• [CHALLENGE]:
Leaving the pictures out, print the lines from the first line of the listing through the line containing "const gridCols = 'grid", exactly as they read, and no others.

• [DATASET EXTRACT]:
────────────────────
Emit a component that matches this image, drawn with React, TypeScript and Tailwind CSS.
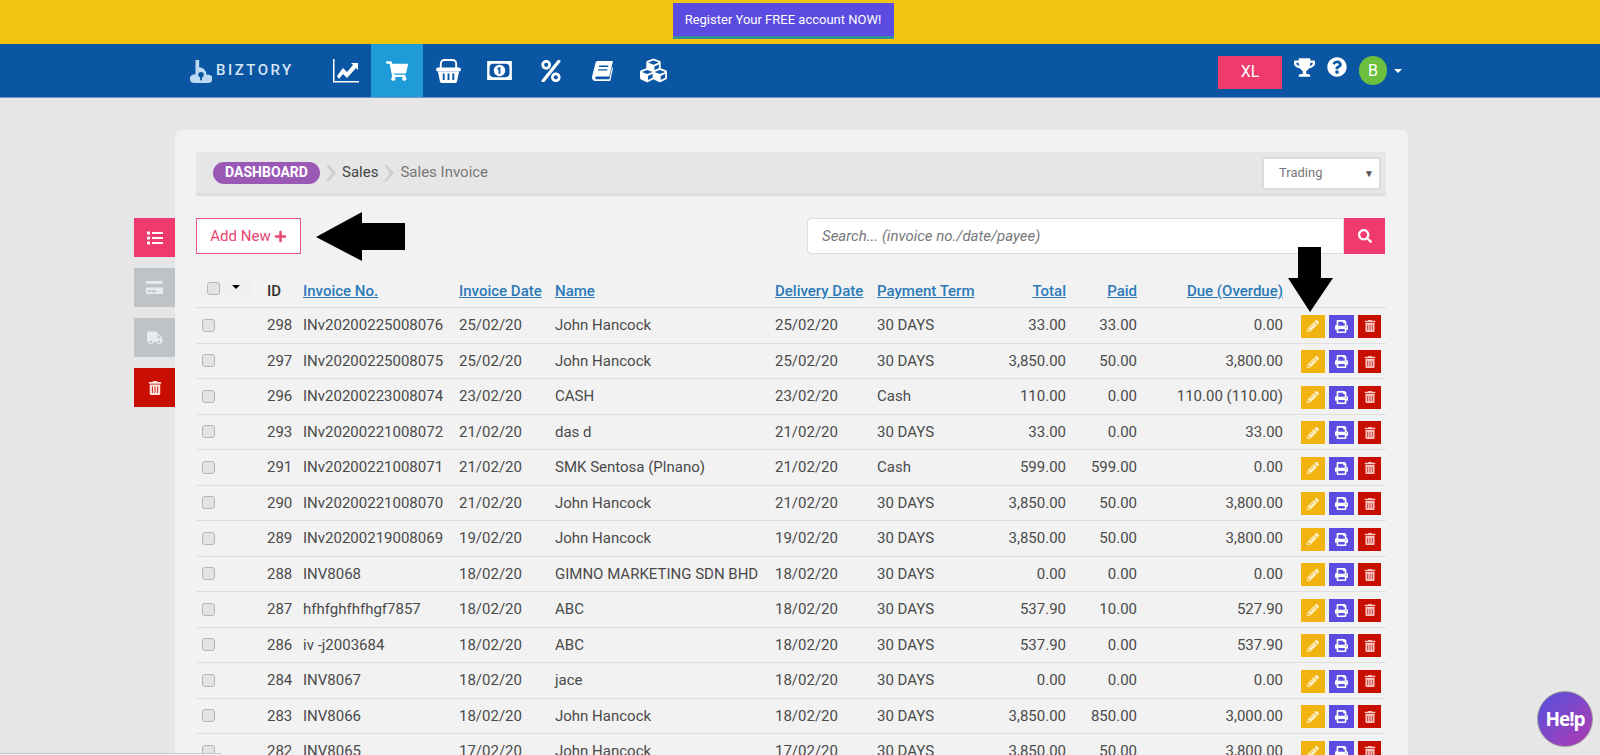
import React from 'react';
import {
  FaCreditCard,
  FaCubes,
  FaList,
  FaPencilAlt,
  FaPercent,
  FaPlus,
  FaPrint,
  FaQuestionCircle,
  FaSearch,
  FaShoppingCart,
  FaTrashAlt,
  FaTrophy,
  FaTruck,
} from 'react-icons/fa';

const rows = [
  ['298', 'INv20200225008076', '25/02/20', 'John Hancock', '25/02/20', '30 DAYS', '33.00', '33.00', '0.00'],
  ['297', 'INv20200225008075', '25/02/20', 'John Hancock', '25/02/20', '30 DAYS', '3,850.00', '50.00', '3,800.00'],
  ['296', 'INv20200223008074', '23/02/20', 'CASH', '23/02/20', 'Cash', '110.00', '0.00', '110.00 (110.00)'],
  ['293', 'INv20200221008072', '21/02/20', 'das d', '21/02/20', '30 DAYS', '33.00', '0.00', '33.00'],
  ['291', 'INv20200221008071', '21/02/20', 'SMK Sentosa (Plnano)', '21/02/20', 'Cash', '599.00', '599.00', '0.00'],
  ['290', 'INv20200221008070', '21/02/20', 'John Hancock', '21/02/20', '30 DAYS', '3,850.00', '50.00', '3,800.00'],
  ['289', 'INv20200219008069', '19/02/20', 'John Hancock', '19/02/20', '30 DAYS', '3,850.00', '50.00', '3,800.00'],
  ['288', 'INV8068', '18/02/20', 'GIMNO MARKETING SDN BHD', '18/02/20', '30 DAYS', '0.00', '0.00', '0.00'],
  ['287', 'hfhfghfhfhgf7857', '18/02/20', 'ABC', '18/02/20', '30 DAYS', '537.90', '10.00', '527.90'],
  ['286', 'iv -j2003684', '18/02/20', 'ABC', '18/02/20', '30 DAYS', '537.90', '0.00', '537.90'],
  ['284', 'INV8067', '18/02/20', 'jace', '18/02/20', '30 DAYS', '0.00', '0.00', '0.00'],
  ['283', 'INV8066', '18/02/20', 'John Hancock', '18/02/20', '30 DAYS', '3,850.00', '850.00', '3,000.00'],
  ['282', 'INV8065', '17/02/20', 'John Hancock', '17/02/20', '30 DAYS', '3,850.00', '50.00', '3,800.00'],
];

const gridCols = 'grid grid-cols-[66px_36px_156px_96px_220px_102px_128px_71px_71px_146px_98px]';

function Checkbox() {
  return <span className="block w-[13px] h-[13px] rounded-[3px] bg-[#e4e4e4] border border-[#b5b5b5]" />;
}

function SortLink({ label, right }: { label: string; right?: boolean }) {
  return (
    <a className={`text-[#2b7ab8] font-medium underline ${right ? 'text-right pr-[5px]' : 'pl-[5px]'}`}>{label}</a>
  );
}

function Chevron() {
  return (
    <svg viewBox="0 0 10 16" className="w-[10px] h-[16px] mx-[6px] text-[#cfcfcf]" fill="currentColor">
      <path d="M0 0h3l7 8-7 8H0l6-8z" />
    </svg>
  );
}

function LogoMark() {
  return (
    <svg viewBox="0 0 24 26" className="w-[22px] h-[24px] text-[#bcd9f2]" fill="currentColor">
      <path d="M6 1h4v8a8 8 0 0 1 8 8h2a4.500 4.500 0 0 1 0 9H4a4.500 4.500 0 0 1-1-8.800l3-1z" />
      <circle cx="12" cy="17" r="3" fill="#0a56a3" />
      <path d="M11 18h2v5h-2z" fill="#0a56a3" />
    </svg>
  );
}

function ChartIcon() {
  return (
    <svg viewBox="0 0 26 24" className="w-[26px] h-[24px]" fill="currentColor">
      <path d="M0 0h1.500v22H26v1.500H0z" />
      <path d="M4 17l6-8 4 4 6-7-2-2h7v7l-2-2-9 10-4-4-4 5z" />
    </svg>
  );
}

function BasketIcon() {
  return (
    <svg viewBox="0 0 26 26" className="w-[25px] h-[25px]" fill="currentColor">
      <path d="M5 11V6a4 4 0 0 1 4-4h8a4 4 0 0 1 4 4v5" fill="none" stroke="currentColor" strokeWidth="2" />
      <rect x="0" y="10" width="26" height="4" rx="2" />
      <path d="M2 14h22l-2 10a2 2 0 0 1-2 2H6a2 2 0 0 1-2-2z" />
      <path d="M7 16h2v7H7zM12 16h2v7h-2zM17 16h2v7h-2z" fill="#0a56a3" />
    </svg>
  );
}

function MoneyIcon() {
  return (
    <svg viewBox="0 0 26 20" className="w-[25px] h-[19px]" fill="currentColor">
      <rect width="26" height="20" />
      <rect x="2.500" y="3" width="21" height="14" rx="4" fill="#0a56a3" />
      <circle cx="13" cy="10" r="6" />
      <path d="M12 6.500h2v7h-2zM10.800 7.500l1.500-1v2l-1.500.6z" fill="#0a56a3" />
    </svg>
  );
}

function BookIcon() {
  return (
    <svg viewBox="0 0 24 24" className="w-[22px] h-[22px]" fill="currentColor">
      <path d="M7 1h17l-4 17H6.500c-2.500 0-2.500 3 0 3H20l3-13 1 1-3 14H5.500C2 23 .5 20.500 1.300 17.500L5 3c.3-1.200 1-2 2-2z" />
      <path d="M9 6h10l-.4 1.500H8.600zM8 10h10l-.4 1.500H7.600z" fill="#0a56a3" />
    </svg>
  );
}

export default function App() {
  return (
    <div className="relative h-[755px] overflow-hidden bg-[#e6e6e6] text-[15px] text-[#4a4a4a] font-['Roboto',sans-serif]">
      {/* promo banner */}
      <div className="h-[44px] bg-[#f2c40f] flex justify-center pt-[3px] pr-[34px]">
        <button className="h-[36px] w-[221px] bg-[#5b4be0] border-b-[3px] border-[#2f8f9f] text-white text-[13px]">
          Register Your FREE account NOW!
        </button>
      </div>

      {/* nav */}
      <div className="h-[54px] bg-[#0a56a3] border-b border-[#6d96c6] flex items-center pl-[190px] text-white">
        <div className="w-[130px] flex items-center gap-[4px]">
          <LogoMark />
          <span className="text-[15px] font-medium tracking-[2.5px] text-[#d3e5f5]">BIZTORY</span>
        </div>
        <div className="flex h-full">
          <a className="w-[51.3px] flex items-center justify-center"><ChartIcon /></a>
          <a className="w-[51.3px] flex items-center justify-center bg-[#1f9cd8]"><FaShoppingCart size={22} /></a>
          <a className="w-[51.3px] flex items-center justify-center"><BasketIcon /></a>
          <a className="w-[51.3px] flex items-center justify-center"><MoneyIcon /></a>
          <a className="w-[51.3px] flex items-center justify-center"><FaPercent size={22} /></a>
          <a className="w-[51.3px] flex items-center justify-center"><BookIcon /></a>
          <a className="w-[51.3px] flex items-center justify-center"><FaCubes size={27} /></a>
        </div>
        <div className="ml-auto flex items-center mr-[198px]">
          <button className="w-[64px] h-[33px] mt-[3px] bg-[#ee3a6c] text-[16px]">XL</button>
          <FaTrophy size={21} className="ml-[12px] -mt-[7px]" />
          <FaQuestionCircle size={20} className="ml-[12px] -mt-[7px]" />
          <span className="ml-[12px] w-[28px] h-[29px] rounded-full bg-[#6abf3e] flex items-center justify-center text-[16px]">B</span>
          <span className="ml-[7px] border-x-[4px] border-t-[4px] border-x-transparent border-t-white" />
        </div>
      </div>

      <div className="flex pl-[134px] pt-[32px]">
        {/* side actions */}
        <div className="w-[41px] mt-[88px] flex flex-col gap-[11px] text-white">
          <a className="h-[39px] bg-[#ee3a6c] flex items-center justify-center"><FaList size={16} /></a>
          <a className="h-[39px] bg-[#bdc3c7] flex items-center justify-center text-[#e8eaeb]"><FaCreditCard size={17} /></a>
          <a className="h-[39px] bg-[#bdc3c7] flex items-center justify-center text-[#e8eaeb]"><FaTruck size={16} /></a>
          <a className="h-[39px] bg-[#c80e00] flex items-center justify-center text-[#fbe3e0]"><FaTrashAlt size={14} /></a>
        </div>

        <div className="w-[1233px] bg-[#f2f2f2] rounded-[6px] pl-[21px] pr-[22px] pt-[22px] pb-[40px]">
          {/* breadcrumb */}
          <div className="h-[44px] bg-[#e6e6e6] rounded-[3px] border-b-[3px] border-[#dcdcdc] flex items-center pl-[17px] pr-[5px]">
            <span className="h-[22px] w-[107px] rounded-full bg-[#9b59b6] text-white text-[14px] font-bold flex items-center justify-center">DASHBOARD</span>
            <Chevron />
            <span className="text-[#444]">Sales</span>
            <Chevron />
            <span className="text-[#777]">Sales Invoice</span>
            <div className="ml-auto mt-[1px] w-[119px] h-[33px] bg-white rounded-[3px] border-2 border-[#dcdcdc] flex items-center justify-between pl-[15px] pr-[5px] text-[13px] text-[#777]">
              Trading
              <span className="text-[10px] text-[#555]">▼</span>
            </div>
          </div>

          {/* toolbar */}
          <div className="mt-[22px] flex justify-between pr-[1px]">
            <button className="w-[105px] h-[36px] bg-white border border-[#e8557f] text-[#e8456f] flex items-center justify-center gap-[3px]">
              Add New <FaPlus size={13} />
            </button>
            <div className="flex w-[578px] h-[36px]">
              <div className="flex-1 bg-white rounded-l-[4px] border border-[#dcdcdc] flex items-center pl-[14px] italic text-[#777]">
                Search... (invoice no./date/payee)
              </div>
              <button className="w-[41px] bg-[#ee3a6c] text-white flex items-center justify-center"><FaSearch size={14} /></button>
            </div>
          </div>

          {/* invoices */}
          <div className="mt-[21px]">
            <div className={`${gridCols} h-[33px] items-center border-b border-[#dcdcdc]`}>
              <div className="flex items-center h-[24px] w-[52px] ml-[4px] -mt-[6px] bg-[#f0f0f0] pl-[7px]">
                <Checkbox />
                <span className="ml-[12px] -mt-[3px] border-x-[4px] border-t-[4px] border-x-transparent border-t-black" />
              </div>
              <span className="pl-[5px] font-medium text-[#333]">ID</span>
              <SortLink label="Invoice No." />
              <SortLink label="Invoice Date" />
              <SortLink label="Name" />
              <SortLink label="Delivery Date" />
              <SortLink label="Payment Term" />
              <SortLink label="Total" right />
              <SortLink label="Paid" right />
              <SortLink label="Due (Overdue)" right />
              <span />
            </div>
            {rows.map((r) => (
              <div key={r[0]} className={`${gridCols} h-[35.5px] items-center border-b border-[#dedede]`}>
                <span className="pl-[6px]"><Checkbox /></span>
                <span className="pl-[5px]">{r[0]}</span>
                <span className="pl-[5px]">{r[1]}</span>
                <span className="pl-[5px]">{r[2]}</span>
                <span className="pl-[5px] whitespace-nowrap">{r[3]}</span>
                <span className="pl-[5px]">{r[4]}</span>
                <span className="pl-[5px]">{r[5]}</span>
                <span className="pr-[5px] text-right">{r[6]}</span>
                <span className="pr-[5px] text-right">{r[7]}</span>
                <span className="pr-[5px] text-right">{r[8]}</span>
                <span className="pl-[13px] mt-[2px] flex gap-[4px] text-white">
                  <a className="w-[24px] h-[23px] bg-[#f0b30f] flex items-center justify-center text-[#fdf0c8]"><FaPencilAlt size={12} /></a>
                  <a className="w-[25px] h-[23px] bg-[#5b4be0] flex items-center justify-center"><FaPrint size={13} /></a>
                  <a className="w-[23px] h-[23px] bg-[#c80e00] flex items-center justify-center text-[#f6c9c5]"><FaTrashAlt size={12} /></a>
                </span>
              </div>
            ))}
          </div>
        </div>
      </div>

      {/* annotation arrows */}
      <svg viewBox="0 0 90 50" className="absolute left-[316px] top-[212px] w-[90px] h-[50px]" fill="black">
        <path d="M0 25 46 0V11H89V38H46V49Z" />
      </svg>
      <svg viewBox="0 0 45 67" className="absolute left-[1288px] top-[246px] w-[45px] h-[67px]" fill="black">
        <path d="M10 1H33V32H45L22 66 0 32H10Z" />
      </svg>

      {/* help bubble */}
      <div className="absolute left-[1537px] top-[691px] w-[56px] h-[56px] rounded-full border border-[#999] bg-gradient-to-br from-[#4f4be0] to-[#b033b0] flex items-center justify-center text-white text-[19px] font-bold tracking-[-1px] font-['Open_Sans',sans-serif]">
        He!p
      </div>

      {/* strip along the bottom edge */}
      <div className="absolute left-0 bottom-0 w-[222px] h-[2px] bg-[#f5f5f5] border-t border-[#c8c8c8] rounded-tr-[6px]" />
    </div>
  );
}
────────────────────
• [REPLY TO THE TASK]:
Emit a component that matches this image, drawn with React, TypeScript and Tailwind CSS.
import React from 'react';
import {
  FaCreditCard,
  FaCubes,
  FaList,
  FaPencilAlt,
  FaPercent,
  FaPlus,
  FaPrint,
  FaQuestionCircle,
  FaSearch,
  FaShoppingCart,
  FaTrashAlt,
  FaTrophy,
  FaTruck,
} from 'react-icons/fa';

const rows = [
  ['298', 'INv20200225008076', '25/02/20', 'John Hancock', '25/02/20', '30 DAYS', '33.00', '33.00', '0.00'],
  ['297', 'INv20200225008075', '25/02/20', 'John Hancock', '25/02/20', '30 DAYS', '3,850.00', '50.00', '3,800.00'],
  ['296', 'INv20200223008074', '23/02/20', 'CASH', '23/02/20', 'Cash', '110.00', '0.00', '110.00 (110.00)'],
  ['293', 'INv20200221008072', '21/02/20', 'das d', '21/02/20', '30 DAYS', '33.00', '0.00', '33.00'],
  ['291', 'INv20200221008071', '21/02/20', 'SMK Sentosa (Plnano)', '21/02/20', 'Cash', '599.00', '599.00', '0.00'],
  ['290', 'INv20200221008070', '21/02/20', 'John Hancock', '21/02/20', '30 DAYS', '3,850.00', '50.00', '3,800.00'],
  ['289', 'INv20200219008069', '19/02/20', 'John Hancock', '19/02/20', '30 DAYS', '3,850.00', '50.00', '3,800.00'],
  ['288', 'INV8068', '18/02/20', 'GIMNO MARKETING SDN BHD', '18/02/20', '30 DAYS', '0.00', '0.00', '0.00'],
  ['287', 'hfhfghfhfhgf7857', '18/02/20', 'ABC', '18/02/20', '30 DAYS', '537.90', '10.00', '527.90'],
  ['286', 'iv -j2003684', '18/02/20', 'ABC', '18/02/20', '30 DAYS', '537.90', '0.00', '537.90'],
  ['284', 'INV8067', '18/02/20', 'jace', '18/02/20', '30 DAYS', '0.00', '0.00', '0.00'],
  ['283', 'INV8066', '18/02/20', 'John Hancock', '18/02/20', '30 DAYS', '3,850.00', '850.00', '3,000.00'],
  ['282', 'INV8065', '17/02/20', 'John Hancock', '17/02/20', '30 DAYS', '3,850.00', '50.00', '3,800.00'],
];

const gridCols = 'grid grid-cols-[66px_36px_156px_96px_220px_102px_128px_71px_71px_146px_98px]';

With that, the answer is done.